Third, it is by no means unduly burdensome or unreasonable to require a debtor to file a motion to extend the stay and obtain an order to that effect within 30 days after the petition date upon a showing that the case was filed in good faith. That is clearly what Congress intended for the debtor to do in order to obtain the continued benefit of the automatic stay.

This Court is not prepared at this time to hold that the termination of the stay in this case extends to any action beyond Movant recovering possession of its property or liquidating its claim. To this Court, the termination of the automatic stay in § 362(c)(3) may have been intended to be more limited than a complete termination based on the language of the statute. Rather than merely saying broadly that the stay in § 362(a) is terminated, § 362(c)(3) provides that it is only the stay with respect to a debt and property that secures a debt or a lease that is terminated.5 This language may suggest that it is arguably not so broad as to include perfection or recordation of a lien or some other types of debt collection activities. In ruling that the automatic stay was terminated “with respect to a debt or property securing such debt or lease with respect to the debtor” such that the secured creditor in Stubbs was no longer stayed to exercise its rights and remedies with respect to its collateral in case converted to Chapter .7 after the 30 day period had expired, this Court reserved for a future ruling the scope of “with respect to a debt or property securing such debt or lease” in § 362(c)(3) and whether Congress intended something less than a complete termination of the automatic stay of § 362(a) by using that language instead of merely saying “the stay under subsection (a) shall terminate.” For example, this Court reserved whether the scope of the termination of the stay by operation of law under § 362(c)(3) would allow a judgment creditor to commence garnishment of wages or attach its judgment lien to property post-petition. The Court is not ruling on that issue today because it appears the Movant is only seeking to recover possession of its property and liquidate its claim at this time in state court dispossessory proceedings. If the Movant does wish to proceed to exercise collection rights, other than to file a claim in this bankruptcy case, it will do so without the protection of a comfort order from this Court, without prejudice to its right to seek such an order.6

' Here, Debtors filed this case on May 27, 2016—less than one week after their prior case was dismissed. Considering that this filing was within one year of a previous dismissal, § 362(c)(3) applies. Because the Debtors did not obtain an order extending the automatic stay within 30 days after filing this petition, the automatic stay terminated by operation of law as to actions with respect to Debtors’ debts and proper*810ty that secured the claim of a creditor or a lease, which includes the Lease at issue here, on the 30th day after the filing of the case. Accordingly, after consideration of all matters of record in this case, it is hereby

ORDERED that the automatic stay of 11 U.S.C. § 362(a) was terminated by operation of law as set forth above on June 26, 2016, so Movant may proceed with its contractual and statutory state law remedies to recover possession of its property and to liquidate any claim it may have for past due rent, but not with respect to the collection of any claim. It is further

ORDERED that, to the extent necessary, the stay of Rule 4001(a)(3) shall not be applicable so that Movant may immediately proceed under this Order.

IT IS ORDERED

. This Order supplements the Court's Order entered on November 14, 2016. [Doc. 58]
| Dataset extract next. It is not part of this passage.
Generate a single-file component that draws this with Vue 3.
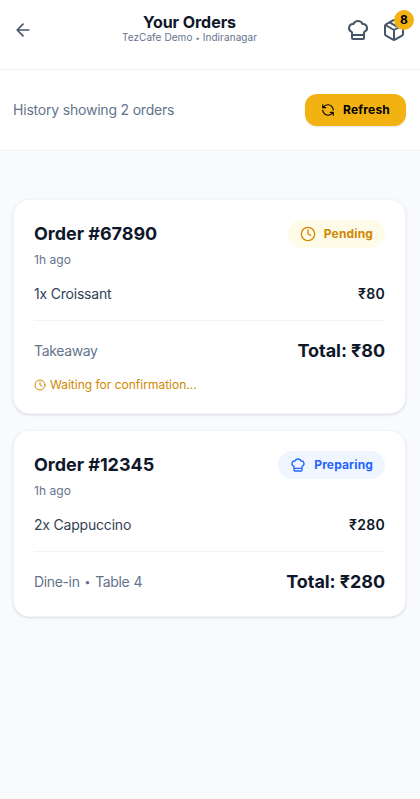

. The fact that the Lease was entered into post-petition does not change the result here. The focus of § 362(c)(3) is on the debtor’s good faith in filing a bankruptcy case with respect to whether he or she is entitled to the continued benefits of the automatic stay, not on when the contract was entered into.

.The dismissal must be other than in a Chapter 7 case under § 707(b).

. In Stubbs, the Court reserved the issue of whether the phrase "with respect to the debt- or” would terminate the automatic stay with respect to a Chapter 7 trustee. In Walker, Case No. 15-50285, [Doc. 46], this Court determined that “with respect to the debtor” did not include a Chapter 7 trustee so the stay would need to be lifted to terminate the Chapter 7 trustee’s rights with respect to properly of the estate. Because a Chapter 13 trustee does not have the same rights and obligations as a Chapter 7 trustee and, in particular, does not have an interest in the debtor’s property, the termination of the stay under § 362(c)(3) as to the debtor in a Chapter 13 case sufficiently terminates the stay with respect to a debt or property securing a debt or a lease to, at the very least, allow the creditor or landlord to proceed to liquidate its claim, recover its collateral or possession of its property. Such an interpretation of the statute is consistent with Congressional intent and is not inconsistent with the language of the statute. It also alleviates any concern courts may have about the stay being terminated in a Chapter 7 case before a trustee has a chance to adequately review the case. Furthermore, a Chapter 7 case filed by a repeat filer is more likely to be filed in good faith because of the ease with which a debtor can obtain a discharge compared to a chapter 13 case. The Chapter 7 cases filed by repeat filers that are filed in bad faith tend to be dismissed quickly *808because of such things as the failure to file required documents rather than the filing of a case that is not feasible, such as is often the situation with a Chapter 13 case that is not dismissed for that reason until a confirmation hearing.

. Compare this to the sweeping language provided for in § 362(c)(4) which states that the stay of § 362(a), without any limits, does not go into effect.

. A debtor also has the right to seek injunctive relief when the stay has been terminated.